Carl’s were the “most heinous crimes ever committed in this community and were carefully planned and carried out,” Ging told the Hancock County Democrat, which followed Carl’s arrest and trial with the appropriate journalistic zeal of the day.

Though Carl may have dropped off the local radar all these years, her story is now ripe for television, if one is interested in what motivates the cold heart.

“The series explores the psychology behind why women commit homicides,” said Dora Weekley, Beyond Productions’ producer for the visiting crew.

Already on the road for weeks and traveling America’s heartland until early March, Weekley and her crew have been researching, interviewing and catching snippets of local flavor for the upcoming series.

Based on Jones’ and Skvarenina’s research, Carl’s motive was simple and straightforward, it seems.


   First husband, Robert Gibson, one-time newspaper editor in Rush County and traveling writer of county histories, died unexpectedly while in Missouri after he purchased a 10-acre farm in Philadelphia – on the National Road – in his wife’s name.

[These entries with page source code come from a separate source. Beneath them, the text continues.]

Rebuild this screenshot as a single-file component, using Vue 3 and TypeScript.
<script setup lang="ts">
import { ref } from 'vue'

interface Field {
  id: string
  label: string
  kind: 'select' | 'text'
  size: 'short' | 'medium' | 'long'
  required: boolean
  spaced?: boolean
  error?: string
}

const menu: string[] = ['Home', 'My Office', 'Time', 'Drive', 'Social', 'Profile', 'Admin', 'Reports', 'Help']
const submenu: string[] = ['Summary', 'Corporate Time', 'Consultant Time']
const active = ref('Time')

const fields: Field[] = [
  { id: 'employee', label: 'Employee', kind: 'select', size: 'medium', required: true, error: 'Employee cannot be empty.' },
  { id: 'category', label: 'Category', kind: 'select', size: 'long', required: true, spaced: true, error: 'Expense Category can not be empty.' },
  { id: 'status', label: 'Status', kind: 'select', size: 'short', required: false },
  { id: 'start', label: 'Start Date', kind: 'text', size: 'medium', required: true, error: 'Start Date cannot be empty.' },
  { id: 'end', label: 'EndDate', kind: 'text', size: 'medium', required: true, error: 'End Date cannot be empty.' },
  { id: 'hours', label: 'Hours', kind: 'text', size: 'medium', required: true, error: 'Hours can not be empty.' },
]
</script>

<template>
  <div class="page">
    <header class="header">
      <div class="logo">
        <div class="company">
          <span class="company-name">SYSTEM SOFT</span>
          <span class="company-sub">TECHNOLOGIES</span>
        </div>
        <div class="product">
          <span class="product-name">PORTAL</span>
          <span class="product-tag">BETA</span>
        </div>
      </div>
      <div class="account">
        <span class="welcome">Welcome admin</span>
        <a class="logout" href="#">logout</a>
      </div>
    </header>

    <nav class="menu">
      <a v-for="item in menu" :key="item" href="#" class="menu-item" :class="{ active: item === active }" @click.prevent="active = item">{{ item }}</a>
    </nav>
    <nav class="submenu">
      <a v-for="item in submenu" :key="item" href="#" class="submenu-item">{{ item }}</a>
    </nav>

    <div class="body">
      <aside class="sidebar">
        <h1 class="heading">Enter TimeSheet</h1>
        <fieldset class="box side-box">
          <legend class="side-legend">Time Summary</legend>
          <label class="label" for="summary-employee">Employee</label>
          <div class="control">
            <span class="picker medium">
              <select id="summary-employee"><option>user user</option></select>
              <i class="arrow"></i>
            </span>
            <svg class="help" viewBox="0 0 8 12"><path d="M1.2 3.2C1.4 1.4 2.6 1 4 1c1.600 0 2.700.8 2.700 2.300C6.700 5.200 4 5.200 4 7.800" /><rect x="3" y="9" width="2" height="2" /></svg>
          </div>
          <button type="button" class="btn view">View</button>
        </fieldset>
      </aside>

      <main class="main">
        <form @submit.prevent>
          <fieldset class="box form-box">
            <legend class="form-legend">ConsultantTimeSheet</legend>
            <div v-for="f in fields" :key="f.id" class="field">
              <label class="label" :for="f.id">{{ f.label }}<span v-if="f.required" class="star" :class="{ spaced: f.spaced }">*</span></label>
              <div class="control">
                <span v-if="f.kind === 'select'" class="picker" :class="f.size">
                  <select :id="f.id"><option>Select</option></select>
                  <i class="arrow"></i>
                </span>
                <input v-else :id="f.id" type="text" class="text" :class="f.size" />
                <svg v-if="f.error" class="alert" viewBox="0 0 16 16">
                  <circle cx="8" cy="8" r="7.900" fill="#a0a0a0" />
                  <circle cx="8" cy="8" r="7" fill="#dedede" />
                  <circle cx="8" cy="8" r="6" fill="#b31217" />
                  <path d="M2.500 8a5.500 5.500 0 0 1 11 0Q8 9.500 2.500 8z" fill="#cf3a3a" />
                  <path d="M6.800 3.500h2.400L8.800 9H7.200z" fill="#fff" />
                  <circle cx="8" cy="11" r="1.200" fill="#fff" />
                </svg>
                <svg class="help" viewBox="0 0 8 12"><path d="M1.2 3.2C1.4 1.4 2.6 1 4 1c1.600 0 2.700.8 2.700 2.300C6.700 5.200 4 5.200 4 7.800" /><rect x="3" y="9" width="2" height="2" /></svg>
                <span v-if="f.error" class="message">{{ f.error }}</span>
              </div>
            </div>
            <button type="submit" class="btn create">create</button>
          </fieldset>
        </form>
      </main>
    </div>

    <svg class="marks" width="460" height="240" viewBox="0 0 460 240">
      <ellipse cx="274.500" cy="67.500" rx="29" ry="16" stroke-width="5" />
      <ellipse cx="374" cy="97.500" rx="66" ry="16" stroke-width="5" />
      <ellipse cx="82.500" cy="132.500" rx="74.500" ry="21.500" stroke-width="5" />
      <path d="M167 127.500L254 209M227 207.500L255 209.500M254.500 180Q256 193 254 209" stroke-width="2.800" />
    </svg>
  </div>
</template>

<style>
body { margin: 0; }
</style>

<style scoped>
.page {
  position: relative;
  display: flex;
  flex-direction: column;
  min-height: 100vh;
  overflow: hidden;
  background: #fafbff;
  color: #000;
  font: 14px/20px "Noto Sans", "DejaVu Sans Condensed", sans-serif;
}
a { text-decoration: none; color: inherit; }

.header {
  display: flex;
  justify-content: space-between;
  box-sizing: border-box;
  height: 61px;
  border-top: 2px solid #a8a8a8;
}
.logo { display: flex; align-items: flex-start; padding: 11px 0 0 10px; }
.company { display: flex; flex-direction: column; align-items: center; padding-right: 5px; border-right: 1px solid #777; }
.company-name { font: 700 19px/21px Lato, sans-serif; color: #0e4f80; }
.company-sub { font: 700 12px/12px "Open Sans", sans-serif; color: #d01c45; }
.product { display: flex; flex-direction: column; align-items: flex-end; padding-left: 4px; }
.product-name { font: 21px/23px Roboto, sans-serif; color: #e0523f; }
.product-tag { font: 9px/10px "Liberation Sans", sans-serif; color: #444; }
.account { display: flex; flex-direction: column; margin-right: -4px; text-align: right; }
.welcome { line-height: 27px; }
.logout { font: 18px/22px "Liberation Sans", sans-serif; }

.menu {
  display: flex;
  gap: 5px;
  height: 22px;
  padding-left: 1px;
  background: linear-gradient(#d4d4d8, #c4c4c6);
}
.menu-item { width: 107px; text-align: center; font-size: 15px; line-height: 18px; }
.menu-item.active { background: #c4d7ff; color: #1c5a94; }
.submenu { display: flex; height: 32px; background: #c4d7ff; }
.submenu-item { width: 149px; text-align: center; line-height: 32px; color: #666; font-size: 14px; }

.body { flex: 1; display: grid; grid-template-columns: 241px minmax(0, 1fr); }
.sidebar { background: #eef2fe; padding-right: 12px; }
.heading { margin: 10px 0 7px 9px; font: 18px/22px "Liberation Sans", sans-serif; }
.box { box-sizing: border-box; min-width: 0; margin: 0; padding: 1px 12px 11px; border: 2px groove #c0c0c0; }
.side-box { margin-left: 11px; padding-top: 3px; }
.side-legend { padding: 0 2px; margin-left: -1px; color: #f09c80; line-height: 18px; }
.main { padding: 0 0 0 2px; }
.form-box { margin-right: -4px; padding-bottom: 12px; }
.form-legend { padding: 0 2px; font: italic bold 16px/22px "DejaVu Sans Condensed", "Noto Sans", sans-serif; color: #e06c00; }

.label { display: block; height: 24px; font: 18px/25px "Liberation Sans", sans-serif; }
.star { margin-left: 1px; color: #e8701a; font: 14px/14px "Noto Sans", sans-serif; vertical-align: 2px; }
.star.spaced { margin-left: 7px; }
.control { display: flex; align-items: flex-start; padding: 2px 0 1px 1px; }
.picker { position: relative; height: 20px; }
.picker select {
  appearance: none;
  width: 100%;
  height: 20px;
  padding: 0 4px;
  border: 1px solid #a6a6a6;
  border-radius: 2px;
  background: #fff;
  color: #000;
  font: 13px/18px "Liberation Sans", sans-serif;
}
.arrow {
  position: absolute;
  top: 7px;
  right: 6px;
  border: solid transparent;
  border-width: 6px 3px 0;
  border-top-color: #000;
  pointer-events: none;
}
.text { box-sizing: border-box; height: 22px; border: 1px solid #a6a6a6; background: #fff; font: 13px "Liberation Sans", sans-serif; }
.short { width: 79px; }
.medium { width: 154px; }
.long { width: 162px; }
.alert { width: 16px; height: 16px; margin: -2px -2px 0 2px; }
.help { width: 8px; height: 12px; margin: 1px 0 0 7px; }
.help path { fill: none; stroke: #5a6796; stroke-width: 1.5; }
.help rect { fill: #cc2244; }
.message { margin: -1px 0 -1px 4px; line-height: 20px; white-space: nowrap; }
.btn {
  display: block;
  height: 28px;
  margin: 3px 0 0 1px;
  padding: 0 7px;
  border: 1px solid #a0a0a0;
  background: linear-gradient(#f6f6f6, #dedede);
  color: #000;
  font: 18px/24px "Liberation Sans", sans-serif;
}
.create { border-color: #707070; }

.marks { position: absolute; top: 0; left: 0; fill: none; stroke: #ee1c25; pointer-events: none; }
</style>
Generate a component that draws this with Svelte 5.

   Three months later, according to local papers, Carl remarried and promptly dispatched her father-in-law, who possessed significant real estate holdings that passed to his son, Frank.

  When Frank died just two months after his father in August 1921, the situation became more than the good people of Philadelphia could tolerate, and local tongues began wagging in overdrive.

  “She told neighbors, ‘There’s not one way to get rid of a husband,’” Skvarenina said.

What investigators found, once the bodies were exhumed and examined, was that Frank and his father had been poisoned with arsenic, Jones said.

   With continued prosecutorial aplomb, Ging let it be known to local news reporters that Frank’s body contained “enough poison to kill a dozen persons.”

  So much for sitting a jury in Hancock County. The venue was moved south to Shelby County, where Early’s Drug Store clerk Rhoda Loehr testified she remembered selling Clara some arsenic just a few weeks prior to Frank’s death, allegedly, Clara said, to solve a problem she was having with a cat and her chickens.

“The defense tried to portray her as a defenseless woman, but that didn’t work out too well,” Skvarenina said.

Carl was convicted and promptly given a life sentence to serve in Indianapolis, where she just as promptly jumped a fence while feeding more chickens, Jones said.  She was re-apprehended and did her time peacefully until 1937, when she apparently convinced authorities she was too sick to remain behind bars, Jones said.

However, she was healthy enough and managed to live until 1946, when she was released from probation and perhaps slid quietly from the scene to Carthage, Texas, Jones said.

From there Clara’s trail cools, but recently Jones received a call from Greenlawn Cemetery just outside Nelsonville, Ohio.

With little record of her being interred there, a Clara Winters (that was Carl’s maiden name) now rests beside her first husband, Robert, Jones said.

Maybe time’s passing revealed that money wasn’t, after all, everything. Maybe Carl was drawn to spend eternity with the man that purchased the peaceful little farm for her in Philadelphia. Maybe she just didn’t like Texas.

Not that she was the emotional type.

“Clara never showed any remorse at all,” Jones said.